__Short problem__
Look through the material below. Copy each line that contains the string "page".
★ ★ ★ ★ ★
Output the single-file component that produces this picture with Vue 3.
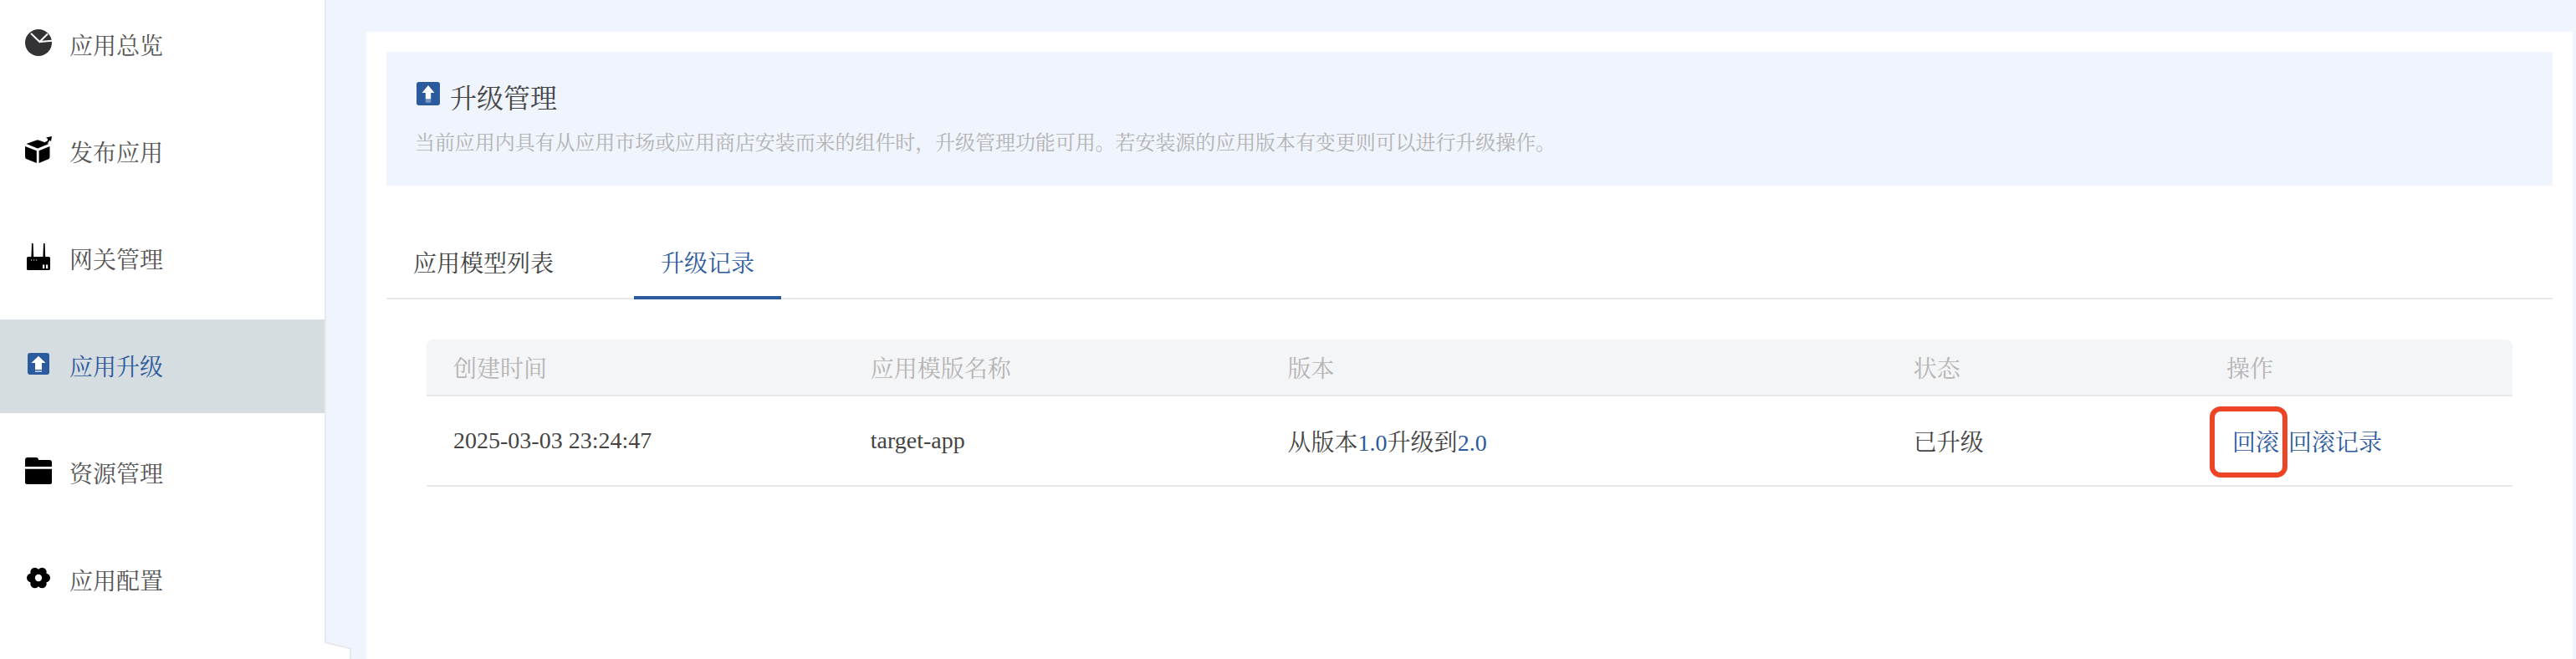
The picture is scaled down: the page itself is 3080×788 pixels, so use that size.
<script setup>
const menu = [
  { label: '应用总览', icon: 'pie' },
  { label: '发布应用', icon: 'box' },
  { label: '网关管理', icon: 'router' },
  { label: '应用升级', icon: 'up', active: true },
  { label: '资源管理', icon: 'folder' },
  { label: '应用配置', icon: 'gear' }
]
const lobes = [0, 60, 120, 180, 240, 300].map((a) => ({
  x: 16 + 8.6 * Math.cos((a * Math.PI) / 180),
  y: 16 + 8 * Math.sin((a * Math.PI) / 180)
}))
</script>

<template>
  <div class="page">
    <aside class="sidebar">
      <ul class="menu">
        <li v-for="m in menu" :key="m.label" class="item" :class="{ active: m.active }">
          <svg class="mi" viewBox="0 0 32 32">
            <template v-if="m.icon === 'pie'">
              <circle cx="16" cy="16" r="16" fill="#333336" />
              <path d="M7 5 17.4 15 27 5.5M17.4 15 33 13.6" fill="none" stroke="#fff" stroke-width="2" />
            </template>
            <template v-else-if="m.icon === 'box'">
              <path d="M1.5 9 14 4.6a3 3 0 0 1 2 0L28.5 9 15 14.6Z" fill="#000" />
              <path d="M0 12 13.8 17.2V32L2.6 27.6A3 3 0 0 1 0 25Z" fill="#000" />
              <path d="M16.6 17.2 29.5 12V25a3 3 0 0 1-2.2 2.6L16.6 32Z" fill="#000" />
              <path d="M24 7.6c3 0 4.200-1.600 4.200-4.600" fill="none" stroke="#000" stroke-width="2" />
              <path d="M25 1.400 32 0 31 6Z" fill="#000" />
            </template>
            <template v-else-if="m.icon === 'router'">
              <path d="M8 0h1.600l.6 16H7.400ZM22 0h1.600l.6 16h-2.800Z" fill="#000" />
              <rect x="2" y="16" width="28" height="16" rx="1.600" fill="#000" />
              <path d="M7 19.400h1.200v1.200H7ZM10 19.400h1.200v1.200H10ZM13 19.400h1.200v1.200H13Z" fill="#fff" />
              <path d="M21 25.500h2.200V30H21ZM25 25.500h2.200V30H25Z" fill="#fff" />
            </template>
            <template v-else-if="m.icon === 'up'">
              <rect x="3" y="3" width="26" height="26" rx="3" fill="#2b5a9e" />
              <path d="M16 6.700 24.600 15H20V23h-8v-8H7.400Z" fill="#fff" />
              <path d="M12 24h8v2h-8Z" fill="#a9bfdc" />
            </template>
            <template v-else-if="m.icon === 'folder'">
              <path d="M0 11V3a3 3 0 0 1 3-3h10a3 3 0 0 1 3 3h13a3 3 0 0 1 3 3v5Z" fill="#000" />
              <path d="M0 13.700h32V30a2 2 0 0 1-2 2H2a2 2 0 0 1-2-2Z" fill="#000" />
            </template>
            <template v-else>
              <circle v-for="(l, i) in lobes" :key="i" :cx="l.x" :cy="l.y" r="5.400" fill="#000" />
              <circle cx="16" cy="16" r="9" fill="#000" />
              <circle cx="16" cy="16" r="4.200" fill="#fff" />
            </template>
          </svg>
          <span class="label">{{ m.label }}</span>
        </li>
      </ul>
    </aside>
    <svg class="notch" viewBox="0 0 34 22">
      <path d="M0 22V1L31 8.500V22Z" fill="#fff" />
      <path d="M0 1 31 8.500V22" fill="none" stroke="#e6e9ee" stroke-width="2" />
    </svg>
    <main class="main">
      <section class="card">
        <header class="banner">
          <div class="title-row">
            <svg class="ti" viewBox="0 0 28 28">
              <rect width="28" height="28" rx="3" fill="#2b5a9e" />
              <path d="M14 4 21.500 13H17.200V20.500H10.800V13H6.500Z" fill="#fff" />
              <path d="M10.800 21.500h6.400v1.200h-6.400ZM10.800 23.500h6.400v1h-6.400Z" fill="#a9bfdc" />
            </svg>
            <h1>升级管理</h1>
          </div>
          <p>当前应用内具有从应用市场或应用商店安装而来的组件时，升级管理功能可用。若安装源的应用版本有变更则可以进行升级操作。</p>
        </header>
        <nav class="tabs">
          <a class="tab">应用模型列表</a>
          <a class="tab on">升级记录</a>
        </nav>
        <div class="table">
          <div class="grid head">
            <div>创建时间</div>
            <div>应用模版名称</div>
            <div>版本</div>
            <div>状态</div>
            <div>操作</div>
          </div>
          <div class="grid row">
            <div>2025-03-03 23:24:47</div>
            <div>target-app</div>
            <div>从版本<span class="link">1.0</span>升级到<span class="link">2.0</span></div>
            <div>已升级</div>
            <div class="acts">
              <a class="link first">回滚<i class="mark"></i></a>
              <a class="link">回滚记录</a>
            </div>
          </div>
        </div>
      </section>
    </main>
  </div>
</template>

<style>
html, body { margin: 0; background: #f0f4fd; }
</style>

<style scoped>
.page {
  position: relative;
  display: flex;
  width: 3080px;
  height: 788px;
  overflow: hidden;
  background: #f0f4fd;
  font-family: "Liberation Serif", "Noto Serif CJK SC", "Noto Sans CJK SC", serif;
  font-size: 28px;
  color: #444;
}
.sidebar {
  flex: none;
  width: 388px;
  background: #fff;
  border-right: 2px solid #e6e9ee;
}
.menu {
  list-style: none;
  margin: -2px 0 0;
  padding: 0;
  display: flex;
  flex-direction: column;
  gap: 16px;
}
.item {
  height: 112px;
  padding-left: 30px;
  display: flex;
  align-items: center;
  gap: 21px;
  color: #555;
}
.item.active { background: #d6dde0; color: #2b5a9e; }
.label { margin-bottom: 2px; }
.mi { width: 32px; height: 32px; flex: none; margin-bottom: 6px; }
.notch { position: absolute; left: 388px; top: 767px; width: 34px; height: 22px; }
.main { flex: 1; padding: 38px 4px 0 48px; min-width: 0; }
.card {
  height: 750px;
  box-sizing: border-box;
  padding: 24px;
  background: #fff;
}
.banner {
  height: 160px;
  box-sizing: border-box;
  padding: 34px 0 0 34px;
  background: #f0f4fd;
}
.title-row { display: flex; align-items: flex-start; gap: 12px; margin-left: 2px; }
.ti { width: 28px; height: 28px; flex: none; margin-top: 2px; }
h1 { margin: 0; font-size: 32px; line-height: 44px; font-weight: 400; color: #444; }
.banner p { margin: 13px 0 0; font-size: 24px; line-height: 36px; color: #b2b2b2; white-space: nowrap; letter-spacing: -0.07px; }
.tabs {
  display: flex;
  gap: 64px;
  margin-top: 72px;
  border-bottom: 2px solid #e8e8e8;
}
.tab {
  padding: 0 32px 16px;
  line-height: 44px;
  margin-bottom: -2px;
  border-bottom: 4px solid transparent;
  color: #444;
}
.tab.on { color: #2b5a9e; border-bottom-color: #2b5a9e; }
.table { margin: 48px 48px 0; }
.grid { display: grid; grid-template-columns: 20fr 20fr 30fr 15fr 15fr; align-items: center; }
.grid > div { padding-left: 32px; white-space: nowrap; }
.head {
  height: 68px;
  box-sizing: border-box;
  background: #f4f5f7;
  border-bottom: 2px solid #e8e8e8;
  border-radius: 8px 8px 0 0;
  color: #b4b4b4;
}
.row {
  height: 108px;
  box-sizing: border-box;
  border-bottom: 2px solid #e8e8e8;
  color: #444;
}
.link { color: #2b5a9e; }
.acts { display: flex; align-items: center; }
.first { position: relative; margin: 0 11px 0 7px; }
.mark {
  position: absolute;
  left: -27px;
  top: calc(50% - 41px);
  width: 93px;
  height: 85px;
  box-sizing: border-box;
  border: 6px solid #ee4426;
  border-radius: 13px;
}
</style>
★ ★ ★ ★ ★
__Solution__
The picture is scaled down: the page itself is 3080×788 pixels, so use that size.
  <div class="page">
.page {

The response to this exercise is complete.